## [STATED PROBLEM]
Print word for word the first line of the listing below and every line after it, through the line with "const mix = (a: Pt, b: Pt, k: number): Pt". Leave out the pictures and the rest.

- - - - -

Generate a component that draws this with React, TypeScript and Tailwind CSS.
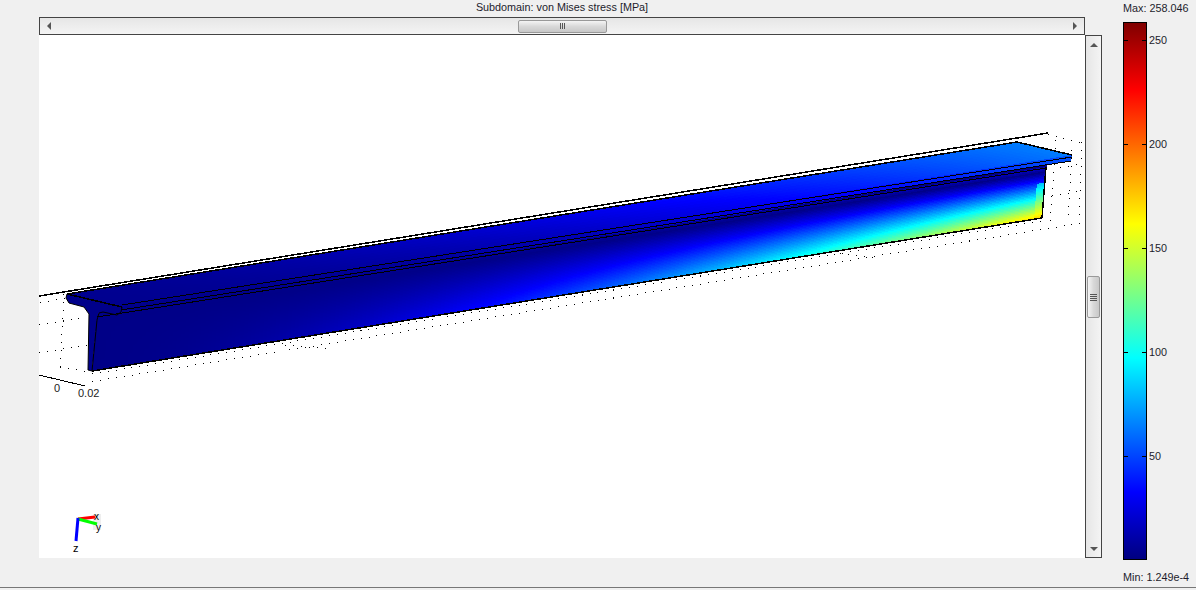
type Pt = [number, number];

const font = "[font-family:'Liberation_Sans',Arial,sans-serif]";

// matlab style jet map, 0..258 MPa
const jet = (val: number) => {
  const t = Math.min(1, Math.max(0, val / 258));
  const c = (x: number) => Math.round(255 * Math.min(1, Math.max(0, 1.5 - Math.abs(4 * t - x))));
  return `rgb(${c(3)},${c(2)},${c(1)})`;
};

const mix = (a: Pt, b: Pt, k: number): Pt => [a[0] + (b[0] - a[0]) * k, a[1] + (b[1] - a[1]) * k];

// corners: a=left top, b=right top, c=right bottom, d=left bottom
function Surface({ a, b, c, d, nu, nv, value }: { a: Pt; b: Pt; c: Pt; d: Pt; nu: number; nv: number; value: (u: number, v: number) => number }) {
  const quads = [];
  for (let i = 0; i < nu; i++) {
    for (let j = 0; j < nv; j++) {
      const p = (u: number, v: number) => mix(mix(a, b, u), mix(d, c, u), v);
      const pts = [p(i / nu, j / nv), p((i + 1) / nu, j / nv), p((i + 1) / nu, (j + 1) / nv), p(i / nu, (j + 1) / nv)];
      quads.push(
        <polygon
          key={`${i}-${j}`}
          points={pts.map((q) => q.join(",")).join(" ")}
          fill={jet(value((i + 0.5) / nu, (j + 0.5) / nv))}
        />
      );
    }
  }
  return <g shapeRendering="crispEdges">{quads}</g>;
}

const webValue = (u: number, v: number) => {
  const bend = (172 * Math.pow(u, 1.9) * Math.abs(v - 0.1)) / 0.9;
  const end = u > 0.992 && v > 0.3 ? 55 * (1 - v) : 0;
  return 2 + bend + end;
};

const flangeValue = (u: number, v: number) => 4 + 60 * Math.pow(u, 1.5) * (1 - 0.7 * v * (1 - u));

type Seg = [number, number, number, number];

const outer: Seg[] = [
  [39, 296, 1048, 133],
  [67, 294, 1017, 142],
  [1017, 142, 1072, 155],
  [67, 294, 122, 307],
  [92, 371, 1042, 218],
  [1046, 167, 1042, 218],
];

// the three edges along the underside of the flange
const inner: Seg[] = [
  [122, 305, 1072, 157],
  [121, 310, 1071, 161],
  [97, 317, 1046, 168],
  [39, 375, 85, 386],
];

const dotted: Seg[] = [
  [92, 374, 1042, 221],
  [92, 381.5, 1082, 223],
  [285, 345, 330, 349],
  [840, 253, 880, 258],
  [39, 325, 82, 318],
  [39, 353, 88, 345],
  [40, 303, 66, 298],
  [64, 294, 60, 370],
  [60, 367, 90, 372],
  [1048, 134, 1083, 143],
  [1060, 168, 1082, 164],
  [1052, 196, 1082, 191],
  [1056, 140, 1050, 222],
  [1072, 150, 1068, 222],
  [1082, 142, 1079, 222],
];

function Lines({ segs, width }: { segs: Seg[]; width: number }) {
  return (
    <g stroke="#000" strokeWidth={width} shapeRendering="crispEdges">
      {segs.map(([x1, y1, x2, y2]) => (
        <line key={`${x1}-${y1}`} x1={x1} y1={y1} x2={x2} y2={y2} />
      ))}
    </g>
  );
}

function Beam() {
  return (
    <svg viewBox="39 35 1046 523" className="block w-[1046px] h-[523px]">
      <g strokeDasharray="1 7">
        <Lines segs={dotted} width={1} />
      </g>

      {/* section at the free end, and the shadowed band under the flange */}
      <polygon
        points="67,294 122,307 121,312 117,315 103,312 99,313 97,320 92,371 88,370 89,314 84,307 69,303 66,298"
        fill="#00008a"
      />
      <polygon points="97,320 99,312 122,307 1072,155 1071,161 1047,165 1046,172" fill="#00008a" shapeRendering="crispEdges" />

      <Surface a={[67, 294]} b={[1017, 142]} c={[1072, 155]} d={[122, 307]} nu={140} nv={8} value={flangeValue} />
      <Surface a={[122, 307]} b={[1072, 155]} c={[1071, 161]} d={[121, 313]} nu={100} nv={1} value={(u) => 3 + 50 * u * u} />
      <Surface a={[97, 316]} b={[1046, 167]} c={[1042, 218]} d={[92, 371]} nu={240} nv={36} value={webValue} />

      <polyline
        points="67,294 66,298 69,303 84,307 89,314 88,370 92,371 97,320 99,313 103,312 117,315 121,312 122,307"
        fill="none"
        stroke="#000"
        strokeWidth="1"
      />

      <Lines segs={outer} width={1.5} />
      <Lines segs={inner} width={1} />

      <text x="54" y="392" fontSize="11" fill="#222">0</text>
      <text x="78" y="397" fontSize="11" fill="#222">0.02</text>

      {/* axis triad */}
      <rect x="93" y="514" width="8" height="16" fill="#eee" />
      <line x1="78" y1="519" x2="95" y2="517" stroke="#ff0000" strokeWidth="3" />
      <line x1="78" y1="519" x2="97" y2="524" stroke="#00ff00" strokeWidth="3" />
      <line x1="78" y1="518" x2="76" y2="541" stroke="#0000ff" strokeWidth="3" />
      <text x="94" y="520" fontSize="10" fill="#000">x</text>
      <text x="96" y="531" fontSize="10" fill="#000">y</text>
      <text x="73" y="552" fontSize="11" fill="#000">z</text>
    </svg>
  );
}

function HScroll() {
  return (
    <div className="w-[1046px] h-[18px] border border-[#444] flex items-center justify-between px-[7px] bg-[linear-gradient(to_bottom,#e6e6e6,#f4f4f4)]">
      <svg width="4" height="8" viewBox="0 0 4 8"><path d="M4 0L0 4l4 4z" fill="#555" /></svg>
      <div className="w-[89px] h-[13px] rounded-[2px] border border-[#999] bg-[linear-gradient(to_bottom,#f4f4f4,#d8d8d8_50%,#c8c8c8)] flex items-center justify-center gap-px">
        <i className="w-px h-[6px] bg-[#555]" />
        <i className="w-px h-[6px] bg-[#555]" />
        <i className="w-px h-[6px] bg-[#555]" />
      </div>
      <svg width="4" height="8" viewBox="0 0 4 8"><path d="M0 0l4 4-4 4z" fill="#555" /></svg>
    </div>
  );
}

function VScroll() {
  return (
    <div className="w-[17px] border border-[#444] flex flex-col items-center pt-[7px] pb-[6px] bg-[linear-gradient(to_right,#e6e6e6,#f4f4f4)]">
      <svg width="8" height="4" viewBox="0 0 8 4"><path d="M0 4l4-4 4 4z" fill="#555" /></svg>
      <div className="mt-[229px] w-[13px] h-[42px] rounded-[2px] border border-[#999] bg-[linear-gradient(to_right,#f4f4f4,#d8d8d8_50%,#c8c8c8)] flex flex-col items-center justify-center gap-px">
        <i className="h-px w-[7px] bg-[#555]" />
        <i className="h-px w-[7px] bg-[#555]" />
        <i className="h-px w-[7px] bg-[#555]" />
        <i className="h-px w-[7px] bg-[#555]" />
      </div>
      <svg className="mt-auto" width="8" height="4" viewBox="0 0 8 4"><path d="M0 0l4 4 4-4z" fill="#555" /></svg>
    </div>
  );
}

function ColorBar() {
  return (
    <div className="w-[94px] pl-[21px] text-[#1c1c2c]">
      <div className="h-[22px] pt-[2px] leading-[13px] whitespace-nowrap">Max: 258.046</div>
      <div className="w-[24px] h-[538px] border border-black pt-[17px] bg-[linear-gradient(to_top,#000080_0%,#0000ff_12.5%,#00ffff_37.5%,#ffff00_62.5%,#ff0000_87.5%,#800000_100%)]">
        {[250, 200, 150, 100, 50].map((n) => (
          <div key={n} className="h-[104px] flex items-start">
            <div className="w-[22px] h-px flex justify-between shrink-0">
              <i className="w-[4px] h-px bg-black" />
              <i className="w-[4px] h-px bg-black" />
            </div>
            <span className="ml-[3px] mt-[-6px] leading-[13px]">{n}</span>
          </div>
        ))}
      </div>
      <div className="pt-[11px] leading-[13px] whitespace-nowrap">Min: 1.249e-4</div>
    </div>
  );
}

export default function App() {
  return (
    <div className={`w-[1196px] h-[590px] overflow-hidden bg-[#f0f0f0] text-[10.8px] ${font} flex flex-col`}>
      <div className="flex h-[587px]">
        <div className="w-[39px]" />
        <div className="w-[1063px]">
          <div className="w-[1046px] h-[17px] text-center leading-[15px] text-[#1c1c2c]">Subdomain: von Mises stress [MPa]</div>
          <HScroll />
          <div className="flex h-[523px]">
            <div className="bg-white w-[1046px]"><Beam /></div>
            <VScroll />
          </div>
        </div>
        <ColorBar />
      </div>
      <div className="border-t border-[#777] h-[3px] bg-[#f0f0f0]" />
    </div>
  );
}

- - - - -

## [THE COMPLETED TASK]
Generate a component that draws this with React, TypeScript and Tailwind CSS.
type Pt = [number, number];

const font = "[font-family:'Liberation_Sans',Arial,sans-serif]";

// matlab style jet map, 0..258 MPa
const jet = (val: number) => {
  const t = Math.min(1, Math.max(0, val / 258));
  const c = (x: number) => Math.round(255 * Math.min(1, Math.max(0, 1.5 - Math.abs(4 * t - x))));
  return `rgb(${c(3)},${c(2)},${c(1)})`;
};

const mix = (a: Pt, b: Pt, k: number): Pt => [a[0] + (b[0] - a[0]) * k, a[1] + (b[1] - a[1]) * k];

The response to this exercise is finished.